Top 16 Tweets of 2016
A good tweet is ≤140 characters of pithy gold so it is essentially the exact opposite of this attenuated folio. People who had a good year on Twitter were the racists, sexists and homophobes in the alt-right and people who had a bad year on Twitter were the people forced to put up with them. And the people who run and own Twitter; they also had a bad year. I love Twitter because it provides a vector for witty (hopefully) bon mots, journalism tastemaking and whinging about Optus’ ‘coverage’ (or otherwise) of the Premier League. But I also hate the way Twitter makes me feel anxious for its dubious and tacit approval by way of Likes (nee Favorites (sic)) and RTs. It’s not as bad a cesspool as Reddit, which must be the worst thing in the history of the world (and I’ve been to Lille), but it is a ghastly quagmire of abuse, inane replies, deeply boring cranks at both extremes of the political spectrum and Johnjohnsonson. On that timely note, here are the Top 16 Tweets of 2016:
4. (with added poignancy…)
Requests! Would you believe that even before publishing this performance-anxiety-inducing opening gambit of the 2016 Year in Review I have already received two requests?! My friend Paul, costar of by-far the best cricket podcast in the world, IMed me to ask for the Top 16 Exotic Bet Types of 2016 and then proceeded to list his chart, which was so authoritative that I am simply reproducing it here (also saves me like one minute of thinking time that I can apply to figuring out what the hell a mixtape is):
Paul’s Top 16 Exotic Bet Types of 2016
16. Last in the Cup
15. Big Six
14. Jockeys Challenge
13. Mystery Trifecta
9. Quadrella (incidentally, one of Paul’s credos is that “there are no small quaddies”)
8. ‘This and the Next’ Double (known in the ACT as a Running Double)
7. Extra Double
6. Daily Double
5. All Up
1. First Four
And my friend Daniel requested the Top 16 Association Footballers of 2016. Instead of picking a First XI in formation and five benchwarmers, which is so the 2008 Year in Review: I AM SASHA FIERCE, I am simply going to rank my best/faves from 16 to 1, with special consideration going to players who win stuff and/or are entertaining…
Top 16 Association Fitbalers of 2016
16. Philipp Lahm (Bayern Munich & Germany)
15. Gonzalo Higuaín (Napoli + Juventus & Argentina)
14. Dimitri Payet (West Ham & France)
13. Zlatan Ibrahimović (PSG + Manchester United & Sweden)
12. Kasper Schmeichel (Leicester City & Denmark)
11. Robert Lewandowski (Bayern Munich & Poland)
10. Riyad Mahrez (Leicester City & Algeria)
9. Sergio Agüero (Man City & Argentina)
8. Jamie Vardy (Leicester City & England)
7. Lionel Messi (Barcelona & Argentina)
6. Alexis Sánchez (Arsenal & Chile)
5. Luis Suárez (Barcelona & Uruguay)
4. Antoine Griezmann (Atletico Madrid & France (note that it’s ‘Atletico’ (sans h) — amazing how many people don’t know this))
3. Gareth Bale (Real Madrid & Wales)
2. N’Golo Kanté (Leicester City + Chelsea & France)
1. Cristiano Ronaldo (Real Madrid & Portugal)
#16 in Books…
(A note on this section: unlike films and music, which you tend to experience most fulsomely in the moments not long after their release into the world, books tend to have a longer shelflife (and that’s full pun intention), so this list of Books in 2016 is not a ranking of the 16 best books published during MMXVI but actually a list of my 16 best reading experiences, taking into account my milieu during absorption, its effect on my mood and worldview, its literary merit and generally just how the book in question made me feel.

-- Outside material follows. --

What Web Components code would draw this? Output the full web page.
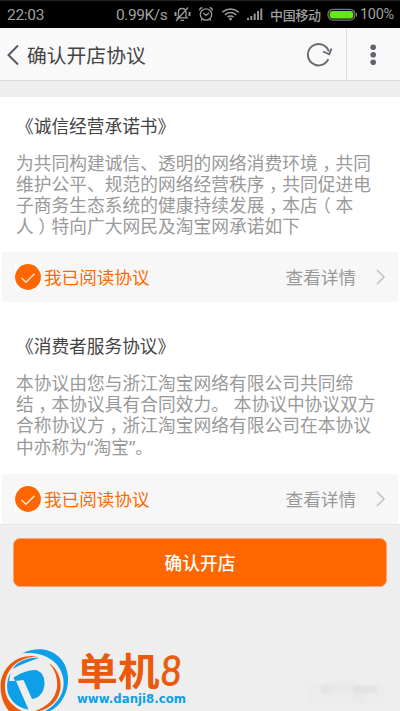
<!DOCTYPE html>
<html lang="zh-CN">
<head>
<meta charset="utf-8">
<title>确认开店协议</title>
<style>
html,body{margin:0;padding:0;background:#eee}
body{width:400px;height:711px;overflow:hidden;font-family:"Noto Sans","Noto Sans CJK SC",sans-serif}
</style>
</head>
<body>
<shop-page></shop-page>
<script>
function define(name, html){
  const t=document.createElement('template');
  t.innerHTML=html;
  customElements.define(name, class extends HTMLElement{
    constructor(){super();this.attachShadow({mode:'open'}).append(t.content.cloneNode(true));}
  });
}

define('status-bar', `<style>
:host{display:flex;height:28px;box-sizing:border-box;align-items:center;background:#000;border-top:1px solid #222;color:#a0a0a0;font:15.5px/28px Roboto,"Noto Sans CJK SC",sans-serif;white-space:nowrap}
span{display:block}svg{display:block;flex:none}
.t{width:109px;padding-left:7px;letter-spacing:-.3px}
.s{width:57px;letter-spacing:-.45px}
.c{width:57px;font:500 13px/28px "Noto Sans CJK SC",sans-serif;letter-spacing:-.3px}
.p{font-size:14.5px;letter-spacing:-.3px}
</style>
<span class="t">22:03</span><span class="s">0.99K/s</span>
<svg width="97" height="27" viewBox="173 1 97 27" fill="none" stroke="#999" stroke-width="1.3">
<path d="M178.500 17.500V12Q178.500 8.500 182 8.500T186 12V17.500M176.500 17.800H188M176 21L188 7.500M180.500 20.300H184"/><path d="M175.500 12V16M189.500 12V16" stroke-width="2"/>
<circle cx="206" cy="14.500" r="5.700"/><path d="M203.400 13L206 15.500L209 13M199.600 10.500Q199.600 8 202.400 7.700M209.600 7.700Q212.400 8 212.400 10.500M202.200 19L201 20.500M209.800 19L211 20.500"/>
<path d="M222.300 12.200Q230.500 5.800 238.700 12.200M224.800 14.800Q230.500 10.300 236.200 14.800M227.400 17.200Q230.500 14.900 233.600 17.200" stroke-width="1.600"/><circle cx="230.500" cy="19" r="1.400" fill="#999" stroke="none"/>
<path d="M248 20V17.700M251.300 20V16M254.700 20V13.500M258 20V11M261.300 20V8.500" stroke="#929292" stroke-width="2"/>
</svg>
<span class="c">中国移动</span>
<svg width="33" height="27" viewBox="327 1 33 27"><rect x="328" y="9.300" width="27" height="10.800" rx="5" fill="#111" stroke="#777" stroke-width="1.300"/><rect x="329.700" y="11" width="23.600" height="7.400" rx="3" fill="#66e619"/><path d="M356.500 13V16.500" stroke="#777"/></svg>
<span class="p">100%</span>`);

define('title-bar', `<style>
:host{display:flex;height:53px;box-sizing:border-box;background:#f9f9f9;border-bottom:1px solid #dcdcdc;align-items:stretch}
svg{display:block;flex:none}
h1{margin:0;flex:1;font:400 19.800px/54px "Noto Sans CJK SC",sans-serif;color:#444}
.m{width:53px;border-left:1px solid #ddd}
</style>
<svg width="27" height="52" viewBox="0 28 27 52"><path d="M18 45.500L8.500 55L18 64.500" fill="none" stroke="#555963" stroke-width="2"/></svg>
<h1><slot></slot></h1>
<svg width="40" height="52" viewBox="306 28 40 52"><path d="M328.300 59.200A10.700 10.700 0 1 1 328.800 51.500" fill="none" stroke="#666a73" stroke-width="1.900"/><path d="M323 51.500L329.300 54.300L331.500 48.500" fill="none" stroke="#666a73" stroke-width="1.900"/></svg>
<svg class="m" width="53" height="52" viewBox="347 28 53 52" fill="#5f636c"><circle cx="373.200" cy="47.200" r="2.800"/><circle cx="373.200" cy="54.800" r="2.800"/><circle cx="373.200" cy="62.300" r="2.800"/></svg>`);

define('agree-row', `<style>
:host{display:flex;height:50px;margin:0 2px;box-sizing:border-box;padding:0 12px 0 13px;align-items:center;background:#f7f7f7;font:17.600px/50px "Noto Sans CJK SC",sans-serif}
svg{display:block;flex:none}.a{color:#ff6a00;flex:1;padding-left:3px}.d{color:#999;margin-right:20px}
</style>
<svg width="26" height="26" viewBox="0 0 26 26"><rect width="26" height="26" fill="#fdfdfd"/><circle cx="13" cy="13" r="12.900" fill="#ff6600"/><path d="M6.500 14L11 18.200L19.500 9.700" fill="none" stroke="#ffe6d3" stroke-width="1.500"/></svg>
<span class="a">我已阅读协议</span><span class="d">查看详情</span>
<svg width="10" height="16" viewBox="0 0 10 16"><path d="M1 1L8 8L1 15" fill="none" stroke="#c3c3c3" stroke-width="1.600"/></svg>`);

define('agreement-card', `<style>
:host{display:flex;flex-direction:column;background:#fff;height:var(--h)}
.b{flex:1;padding:var(--top) 0 0 16px}
h2{margin:0 0 15px;font:400 17.700px/26px "Noto Sans CJK SC",sans-serif;color:#444}
</style>
<div class="b"><h2><slot name="title"></slot></h2><slot></slot></div><agree-row></agree-row>`);

define('text-line', `<style>:host{display:block;font:17.700px/21.200px "Noto Sans","Noto Sans CJK SC",sans-serif;height:21.200px;letter-spacing:.06px;white-space:nowrap;color:#999}</style><slot></slot>`);
define('mid-mark', `<style>:host{display:inline-block;transform:translateX(var(--dx,4.500px))}</style><slot></slot>`);

define('confirm-button', `<style>
:host{display:block;margin:13px 13px 0}
button{display:block;width:100%;height:49px;border:1px solid #f5a876;border-radius:7px;background:#ff6600;color:#fff;font:500 17.700px/46px "Noto Sans CJK SC",sans-serif;padding:0 0 3px}
</style><button><slot></slot></button>`);

define('site-mark', `<style>:host{display:block;width:200px;height:66px}svg{display:block}</style>
<svg width="200" height="66" viewBox="0 645 200 66">
<path d="M22 653.500C36 647 49 648 59 657C70 667 71 687 62 700Q58 707 50 711H45C58 704 65 692 63.500 680C61 661 43 651 22 653.500Z" fill="#0d9fe8"/>
<path d="M38 656.500C18 653 3 666 .7 683C0 695 3 704 9 711H22C10 705 4.500 697 5 685C6 668 19 657 38 656.500Z" fill="#eb5a0b"/>
<path d="M48.500 663C57 668 61.500 678 60.500 688C59 701 50 708 40 711H35C47 707 55 699 57 688C58 678 55 669 48.500 663Z" fill="#eb5a0b"/>
<path d="M12.500 669C18 661 28 657 39 658C30 661 22 664 12.500 669Z" fill="#0d9fe8"/>
<path d="M10.500 673L9 681L16 681L28.500 709.500C14 707 6 696 7.200 684Q8 677 10.500 673Z" fill="#0d9fe8"/>
<path d="M13.500 677.500Q25 670 35 670C42 671 45 677 44.500 685Q43 695 36 698L32 699L23.500 680L15 681Z" fill="#0d9fe8"/>
<g fill="#eb5a0b" font-family="Noto Sans CJK SC,sans-serif" font-weight="700"><text x="76.500" y="684.500" font-size="38" textLength="83" lengthAdjust="spacingAndGlyphs">单机</text></g>
<text transform="translate(160 685) skewX(-5)" font-family="Liberation Sans,sans-serif" font-size="42" font-weight="400" fill="#eb5a0b" stroke="#eb5a0b" stroke-width=".8" textLength="20" lengthAdjust="spacingAndGlyphs">8</text>
<text x="77" y="703.200" font-family="DejaVu Sans,sans-serif" font-size="11.500" font-weight="700" fill="#0d9fe8" textLength="109" lengthAdjust="spacingAndGlyphs">www.danji8.com</text>
</svg>`);

define('blurred-patch', `<style>:host{display:block;width:77px;height:30px}svg{display:block;filter:blur(1px)}</style>
<svg width="77" height="30"><path d="M0 2H24V0H48V4H77V24H0Z" fill="#ececec"/><path d="M14 4H22V12H14ZM46 4H70V12H46Z" fill="#e3e3e3"/><path d="M22 4H46V12H22Z" fill="#e9e9e9"/><path d="M46 13H56V19H46Z" fill="#e9e9e9"/></svg>`);

define('shop-page', `<style>
:host{display:flex;flex-direction:column;width:400px;height:711px;background:#eee;box-sizing:border-box}
.one{margin-top:16px;--h:205px;--top:14.500px}.two{--h:222px;--top:30px;border-bottom:1px solid #e6e6e6}
footer{margin-top:auto;display:flex;justify-content:space-between;align-items:flex-end;padding-right:16px}
.l{--dx:-4.500px}
</style>
<status-bar></status-bar>
<title-bar>确认开店协议</title-bar>
<agreement-card class="one"><span slot="title">《诚信经营承诺书》</span>
<text-line>为共同构建诚信、透明的网络消费环境<mid-mark>，</mid-mark>共同</text-line>
<text-line>维护公平、规范的网络经营秩序<mid-mark>，</mid-mark>共同促进电</text-line>
<text-line>子商务生态系统的健康持续发展<mid-mark>，</mid-mark>本店<mid-mark class="l">（</mid-mark>本</text-line>
<text-line>人<mid-mark>）</mid-mark>特向广大网民及淘宝网承诺如下</text-line>
</agreement-card>
<agreement-card class="two"><span slot="title">《消费者服务协议》</span>
<text-line>本协议由您与浙江淘宝网络有限公司共同缔</text-line>
<text-line>结<mid-mark>，</mid-mark>本协议具有合同效力。 本协议中协议双方</text-line>
<text-line>合称协议方<mid-mark>，</mid-mark>浙江淘宝网络有限公司在本协议</text-line>
<text-line>中亦称为“淘宝”。</text-line>
</agreement-card>
<confirm-button>确认开店</confirm-button>
<footer><site-mark></site-mark><blurred-patch></blurred-patch></footer>`);
</script>
</body>
</html>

My new year’s resolution for this year was to read more, which is a kinda meaningless goal because I didn’t specify more than what or a specific number to get to. I just wanted to read more, and I felt that I would know at the end of the year, ie nowish, whether I had achieved that goal. I have. And not because I am onto my 29th book of the year, having churned through 13,000 pages and change (final mark to come in the final missive of this monstrosity), but because I feel as though I have.)
11.22.63 by Stephen King was made into an event TV series that I haven’t seen yet but I did plow through this meticulously researched and detailed reflection on America’s contrasting concerns and ideals between the current day and the implied prosperity and moral fortitude of the late 1950s and early 1960s, a calm apparently shattered by JFK’s assassination. Fans of the masterful It will appreciate the — you wouldn’t call it a sequel or prequel, more a visitation or reverie — scenes set in Derry, which provides a punchy kick to the anticipation building for that upcoming filmic event (ie the It remake starring Finn Wolfhard from Stranger Things). Where 11.22.63 fails the reader (and not just with the title based on the ridiculous way Americans write the date), however, is the wholly uninspiring first person narrator. King’s novels work best when the horrors of the world (be they real or fantastical) and seen through the prism of evanescing adolescent innocence (Stand By Me a quintessential example). When trapped inside the mind of a plaintive and unsympathetic dolt — a high school teacher who has never achieved anything except a failed marriage — the effect is not so much anticipation for action and exposition but for the end. One observation I did enjoy is the description of a reforming heavy drinker leaving Friday’s libations after only two beers with his “brain screaming for more alcohol”.